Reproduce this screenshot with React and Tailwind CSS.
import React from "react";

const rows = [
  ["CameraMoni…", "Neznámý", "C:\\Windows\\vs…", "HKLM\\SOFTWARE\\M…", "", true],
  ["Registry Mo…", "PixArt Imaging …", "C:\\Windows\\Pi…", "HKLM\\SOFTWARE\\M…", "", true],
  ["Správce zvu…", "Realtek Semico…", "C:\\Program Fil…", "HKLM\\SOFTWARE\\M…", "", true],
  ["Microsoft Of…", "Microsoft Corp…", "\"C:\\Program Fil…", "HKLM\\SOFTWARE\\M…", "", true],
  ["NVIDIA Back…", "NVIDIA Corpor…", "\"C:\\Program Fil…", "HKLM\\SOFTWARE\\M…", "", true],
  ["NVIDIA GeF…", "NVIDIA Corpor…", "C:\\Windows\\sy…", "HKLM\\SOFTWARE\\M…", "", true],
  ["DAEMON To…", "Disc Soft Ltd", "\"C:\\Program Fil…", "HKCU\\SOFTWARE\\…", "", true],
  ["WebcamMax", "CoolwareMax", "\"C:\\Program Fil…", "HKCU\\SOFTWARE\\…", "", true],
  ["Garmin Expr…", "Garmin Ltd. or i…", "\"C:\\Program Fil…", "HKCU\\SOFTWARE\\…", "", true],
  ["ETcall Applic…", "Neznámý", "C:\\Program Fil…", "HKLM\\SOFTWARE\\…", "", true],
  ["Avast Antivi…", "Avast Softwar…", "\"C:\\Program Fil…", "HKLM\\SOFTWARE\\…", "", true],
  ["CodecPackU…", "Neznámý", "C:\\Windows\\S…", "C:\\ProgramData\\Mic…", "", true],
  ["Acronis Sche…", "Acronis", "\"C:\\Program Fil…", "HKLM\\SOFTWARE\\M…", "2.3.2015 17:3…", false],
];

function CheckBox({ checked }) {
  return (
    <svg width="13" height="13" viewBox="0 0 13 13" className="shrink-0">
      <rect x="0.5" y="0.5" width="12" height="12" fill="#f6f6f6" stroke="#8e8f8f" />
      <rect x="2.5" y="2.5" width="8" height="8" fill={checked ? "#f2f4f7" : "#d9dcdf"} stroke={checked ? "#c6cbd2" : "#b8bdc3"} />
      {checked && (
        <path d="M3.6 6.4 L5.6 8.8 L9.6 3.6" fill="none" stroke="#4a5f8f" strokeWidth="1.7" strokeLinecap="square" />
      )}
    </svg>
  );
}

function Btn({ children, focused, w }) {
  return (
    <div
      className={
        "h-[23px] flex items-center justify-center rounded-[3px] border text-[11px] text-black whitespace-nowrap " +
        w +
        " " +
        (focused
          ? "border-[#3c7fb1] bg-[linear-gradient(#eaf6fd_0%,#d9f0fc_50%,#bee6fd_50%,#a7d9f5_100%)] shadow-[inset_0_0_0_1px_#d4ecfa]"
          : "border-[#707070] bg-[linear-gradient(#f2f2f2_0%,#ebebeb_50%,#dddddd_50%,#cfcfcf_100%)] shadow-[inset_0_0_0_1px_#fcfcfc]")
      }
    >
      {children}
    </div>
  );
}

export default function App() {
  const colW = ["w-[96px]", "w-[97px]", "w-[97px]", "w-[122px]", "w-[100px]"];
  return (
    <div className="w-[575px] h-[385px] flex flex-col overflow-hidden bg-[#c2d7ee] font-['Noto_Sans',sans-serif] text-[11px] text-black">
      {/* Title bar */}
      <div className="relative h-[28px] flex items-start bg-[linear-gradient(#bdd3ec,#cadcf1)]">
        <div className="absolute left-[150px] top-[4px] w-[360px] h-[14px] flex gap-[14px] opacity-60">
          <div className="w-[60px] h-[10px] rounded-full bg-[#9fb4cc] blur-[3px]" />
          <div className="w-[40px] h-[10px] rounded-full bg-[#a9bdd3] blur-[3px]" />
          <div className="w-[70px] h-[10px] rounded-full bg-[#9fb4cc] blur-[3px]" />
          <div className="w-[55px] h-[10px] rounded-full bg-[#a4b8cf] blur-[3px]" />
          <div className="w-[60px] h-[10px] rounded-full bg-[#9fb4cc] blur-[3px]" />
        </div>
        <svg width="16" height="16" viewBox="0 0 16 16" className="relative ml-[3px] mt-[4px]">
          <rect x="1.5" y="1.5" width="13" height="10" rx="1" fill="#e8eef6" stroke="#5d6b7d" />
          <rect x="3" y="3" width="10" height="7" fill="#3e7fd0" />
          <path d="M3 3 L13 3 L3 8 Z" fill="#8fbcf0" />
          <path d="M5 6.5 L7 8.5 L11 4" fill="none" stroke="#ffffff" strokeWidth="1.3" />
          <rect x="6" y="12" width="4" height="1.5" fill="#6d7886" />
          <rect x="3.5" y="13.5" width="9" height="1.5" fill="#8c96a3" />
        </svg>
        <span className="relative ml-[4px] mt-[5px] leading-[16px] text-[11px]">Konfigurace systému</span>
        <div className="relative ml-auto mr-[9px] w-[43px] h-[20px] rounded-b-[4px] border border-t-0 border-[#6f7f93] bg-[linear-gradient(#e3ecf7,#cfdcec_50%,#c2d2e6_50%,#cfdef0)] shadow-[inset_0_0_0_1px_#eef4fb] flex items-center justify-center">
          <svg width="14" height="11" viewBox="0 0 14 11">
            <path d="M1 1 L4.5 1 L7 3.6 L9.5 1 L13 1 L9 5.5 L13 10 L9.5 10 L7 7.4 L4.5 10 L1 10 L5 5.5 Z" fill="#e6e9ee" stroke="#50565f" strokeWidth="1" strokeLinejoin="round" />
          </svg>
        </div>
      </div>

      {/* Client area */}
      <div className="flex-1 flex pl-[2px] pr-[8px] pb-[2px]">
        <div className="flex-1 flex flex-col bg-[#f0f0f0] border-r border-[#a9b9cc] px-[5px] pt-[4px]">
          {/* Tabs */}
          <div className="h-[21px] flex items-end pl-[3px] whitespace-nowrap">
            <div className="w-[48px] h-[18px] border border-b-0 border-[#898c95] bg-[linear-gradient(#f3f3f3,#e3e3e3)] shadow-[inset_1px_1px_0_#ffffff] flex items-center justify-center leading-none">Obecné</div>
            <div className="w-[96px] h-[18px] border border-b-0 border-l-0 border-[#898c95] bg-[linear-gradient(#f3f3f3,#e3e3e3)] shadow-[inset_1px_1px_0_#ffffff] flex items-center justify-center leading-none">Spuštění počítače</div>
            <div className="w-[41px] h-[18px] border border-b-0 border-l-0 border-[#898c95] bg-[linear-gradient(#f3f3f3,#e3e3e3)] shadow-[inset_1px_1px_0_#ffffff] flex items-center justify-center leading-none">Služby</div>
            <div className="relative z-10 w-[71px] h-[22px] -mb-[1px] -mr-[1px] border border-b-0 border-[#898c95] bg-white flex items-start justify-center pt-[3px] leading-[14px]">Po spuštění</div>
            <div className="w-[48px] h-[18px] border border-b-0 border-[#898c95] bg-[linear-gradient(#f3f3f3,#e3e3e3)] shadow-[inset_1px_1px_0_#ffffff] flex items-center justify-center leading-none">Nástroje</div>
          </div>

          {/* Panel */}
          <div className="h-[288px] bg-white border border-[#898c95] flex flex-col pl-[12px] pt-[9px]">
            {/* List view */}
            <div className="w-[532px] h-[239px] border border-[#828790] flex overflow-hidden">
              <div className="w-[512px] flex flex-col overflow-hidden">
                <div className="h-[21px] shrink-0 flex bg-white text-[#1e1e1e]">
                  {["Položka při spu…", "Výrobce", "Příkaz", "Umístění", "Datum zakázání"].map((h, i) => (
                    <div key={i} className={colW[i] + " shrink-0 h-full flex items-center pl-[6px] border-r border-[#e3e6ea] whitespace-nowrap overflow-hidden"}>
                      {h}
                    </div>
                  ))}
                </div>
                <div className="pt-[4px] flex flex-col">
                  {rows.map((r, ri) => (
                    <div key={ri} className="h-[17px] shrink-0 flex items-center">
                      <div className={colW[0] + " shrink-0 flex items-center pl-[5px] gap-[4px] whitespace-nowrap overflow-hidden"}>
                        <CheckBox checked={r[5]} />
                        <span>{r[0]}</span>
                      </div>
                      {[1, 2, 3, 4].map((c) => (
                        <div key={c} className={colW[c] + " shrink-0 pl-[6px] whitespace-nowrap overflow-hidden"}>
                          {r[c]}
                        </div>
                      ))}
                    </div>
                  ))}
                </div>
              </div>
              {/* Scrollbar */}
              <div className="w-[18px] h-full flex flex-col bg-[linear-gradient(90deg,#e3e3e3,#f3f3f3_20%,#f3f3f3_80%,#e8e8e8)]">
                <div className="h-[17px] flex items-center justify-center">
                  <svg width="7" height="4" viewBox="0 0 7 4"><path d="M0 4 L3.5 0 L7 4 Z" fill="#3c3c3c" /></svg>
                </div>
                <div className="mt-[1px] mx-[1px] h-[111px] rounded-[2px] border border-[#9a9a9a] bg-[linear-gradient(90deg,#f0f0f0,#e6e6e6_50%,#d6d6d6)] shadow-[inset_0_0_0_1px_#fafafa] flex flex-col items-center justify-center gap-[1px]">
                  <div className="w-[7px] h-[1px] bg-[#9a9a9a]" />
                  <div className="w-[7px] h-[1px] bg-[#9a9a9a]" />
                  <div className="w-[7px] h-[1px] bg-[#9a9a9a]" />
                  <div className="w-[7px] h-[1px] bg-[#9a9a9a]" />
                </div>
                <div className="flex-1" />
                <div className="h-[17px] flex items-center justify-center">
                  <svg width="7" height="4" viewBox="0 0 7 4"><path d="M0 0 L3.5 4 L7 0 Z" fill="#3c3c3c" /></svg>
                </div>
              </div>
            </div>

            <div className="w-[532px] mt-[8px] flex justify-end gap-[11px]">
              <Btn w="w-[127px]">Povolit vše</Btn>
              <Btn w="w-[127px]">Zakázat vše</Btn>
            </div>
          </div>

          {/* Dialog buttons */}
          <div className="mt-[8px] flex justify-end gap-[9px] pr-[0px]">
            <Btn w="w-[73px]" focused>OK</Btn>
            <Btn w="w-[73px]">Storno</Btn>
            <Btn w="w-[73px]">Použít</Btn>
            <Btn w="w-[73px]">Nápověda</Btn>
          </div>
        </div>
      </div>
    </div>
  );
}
---
STATED PROBLEM:
Starting with the first line of the data above, copy each line exactly until you reach the line with "import React from"; include that line as well.

WRITTEN SOLUTION:
Reproduce this screenshot with React and Tailwind CSS.
import React from "react";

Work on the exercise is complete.